"Instead of learning about DNA structure in a book, we still go over that. We review all that stuff but they actually are able to work with it hands on-see their science at work," says science teacher, Keely Teske.
"My favorite part of the class is when we have crime scene. Like today, we get to investigate, collect evidence, take notes and take pictures- it's really a fun time," said West Valley senior Jalen Peake.
"You just have that feeling like you know who it is. It's like the coolest feeling in the world. You get so excited," said West Valley junior Ana Krsse
That's exactly the response teachers are hoping for, especially when it comes to science and math.
"I learned to be a better observer, what to observe, to not over think anything. Anything can be important when solving a case," said junior Hannah Reeves.
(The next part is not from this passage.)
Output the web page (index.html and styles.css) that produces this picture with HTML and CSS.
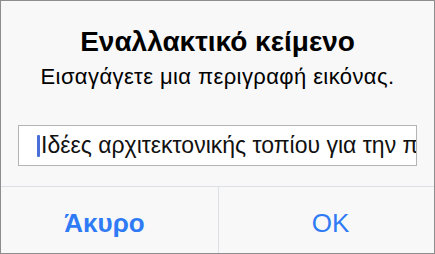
FILE: index.html
```html
<!DOCTYPE html>
<html lang="el">
  <head>
    <meta charset="UTF-8" />
    <meta name="viewport" content="width=device-width, initial-scale=1.0" />
    <title>Εναλλακτικό κείμενο</title>
    <link rel="stylesheet" href="styles.css">
  </head>
  <body>
    <div class="alert-box">
      <div class="alert-content">
        <h2>Εναλλακτικό κείμενο</h2>
        <p>Εισαγάγετε μια περιγραφή εικόνας.</p>
        <div class="input-field">
          <span class="caret"></span>
          <span class="input-text">Ιδέες αρχιτεκτονικής τοπίου για την π</span>
        </div>
      </div>
      <div class="alert-actions">
        <button type="button" class="action-button cancel">Άκυρο</button>
        <button type="button" class="action-button ok">OK</button>
      </div>
    </div>
  </body>
</html>
```

FILE: styles.css
```css
/* Alert dialog */
body {
  margin: 0;
  font-family: "Liberation Sans", Arial, sans-serif;
  background: #f8f8f8;
}

.alert-box {
  width: 435px;
  height: 254px;
  box-sizing: border-box;
  border: 1px solid #8d8d8d;
  background: #f8f8f8;
  display: flex;
  flex-direction: column;
}

.alert-content {
  flex: none;
  padding: 25px 17px 0;
  height: 186px;
  box-sizing: border-box;
  border-bottom: 1px solid #dcdfe5;
  text-align: center;
}

.alert-content h2 {
  margin: 0;
  font-size: 28px;
  line-height: 32px;
  font-weight: bold;
  color: #000;
}

.alert-content p {
  margin: 6px 0 0;
  font-size: 22px;
  line-height: 26px;
  letter-spacing: 0.4px;
  color: #000;
}

.input-field {
  margin-top: 35px;
  height: 41px;
  box-sizing: border-box;
  border: 1px solid #b4b4b4;
  background: #fff;
  display: flex;
  align-items: center;
  padding-left: 18px;
  overflow: hidden;
  text-align: left;
  white-space: nowrap;
}

.caret {
  flex: none;
  width: 3px;
  height: 22px;
  margin-right: 1px;
  border-radius: 1px;
  background: #4a6fd8;
}

.input-text {
  font-size: 23px;
  color: #111;
}

.alert-actions {
  flex: 1;
  display: flex;
}

.action-button {
  flex: 1;
  border: none;
  background: none;
  font-family: inherit;
  font-size: 26px;
  color: #2f7bf5;
  padding: 6px 0 0;
  cursor: pointer;
}

.action-button.cancel {
  font-weight: bold;
  padding-right: 10px;
  border-right: 1px solid #dcdfe5;
}

.action-button.ok {
  padding-left: 8px;
}
```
"I thought it'd be-you just go through you walk it. Just kind of look around, pick up stuff you think is really important but there's a lot more to it than that," said Krsse.
Over the academic school year, students will learn to process evidence like DNA analysis, fingerprinting, and blood spatter. These are skills that may seem specialized, but its knowledge that could still be used in everyday life.
"It's just going to make them really educated citizens for life. As they get older, they may have to work on a jury or something like that. I mean they're going to have a lot education that they not normally would've received. I think this class just provides them a whole different outlook," says Teske.
The course has become so popular at the school that it now holds multiple forensic classes throughout the day to accommodate as many students as possible.